The acquisition of the nation’s 10th-largest credit-card issuer will instantly make Seattle-based WaMu a major player in a business that will balance its heavy dependence on single-family mortgages and home-equity loans.

“This is clearly a very nice complement to our other loan portfolios,” said WaMu chief executive Kerry Killinger.



Top 10 credit card companies




Company, 2004 managed credit-card receivables (in billions of dollars)



Citigroup: 165.8
JPMorgan Chase: 134.7
MBNA: 101.9
American Express: 78.3
Capital One Financial: 69.9
Bank of America: 58.1
Discover Bank: 47.1
HSBC Finance: 25.6
American Express Credit: 22.5
Providian Financial: 18.5



Source: SNL Financial


Consumer credit cards can be a lucrative source of income for financial-services companies, and Killinger noted that the business doesn’t have the same interest-rate sensitivity as home loans. There’s also “a wonderful opportunity” to sell Providian’s credit cards to WaMu accountholders and WaMu accounts and loans to Providian cardholders, he said.
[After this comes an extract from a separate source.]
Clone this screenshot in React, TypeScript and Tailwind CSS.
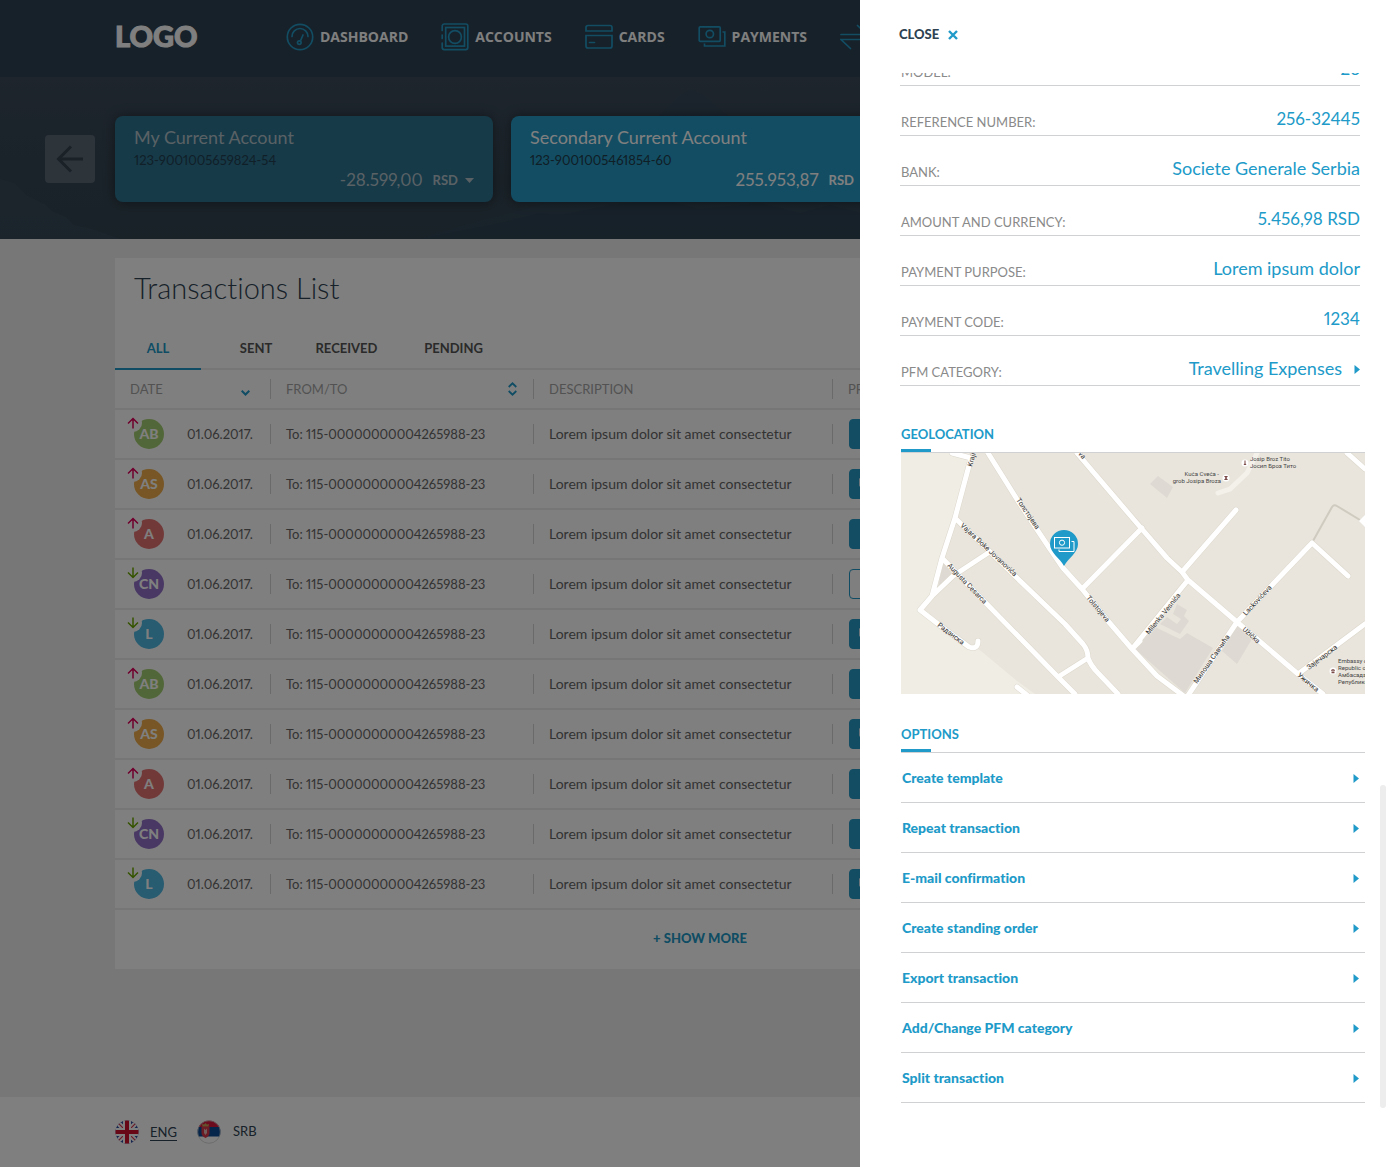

However, credit cards can also pose a higher risk of default, particularly among the lower-income customers Providian historically targeted. The company’s profits soared during the late ’90s boom, but shriveled after the recession hit — falling 94 percent in 2001, from $651.8 million to $38.8 million.

In addition, the company paid millions to settle charges from regulators in California and Connecticut that its business practices were deceptive.

In 2001, Providian’s former CEO resigned under pressure and was replaced by Joseph Saunders, a FleetBoston veteran who cut some 1,500 jobs, sold off the company’s British and Argentinian card operations, and sold $2.5 billion in credit-card assets. Saunders also refocused the company on middle-income customers — more like WaMu’s customer base.

While the deal makes strategic sense for WaMu, analysts said, its ultimate success will depend heavily on the credit quality of Providian’s loan portfolio and in WaMu’s skill at integrating the company into its operations.

The stock-and-cash deal will pay Providian shareholders the equivalent of 0.45 WaMu shares for each Providian share. Based on WaMu’s closing price Friday, that would be $18.71 per Providian share, 4.2 percent over that day’s closing price.

Both companies’ shares fell on news of the deal. In late afternoon trading, WaMu shares were down $1.05, or 2.5 percent, while Providian shares fell 36 cents, or 2 percent.

The deal is expected to close late this year.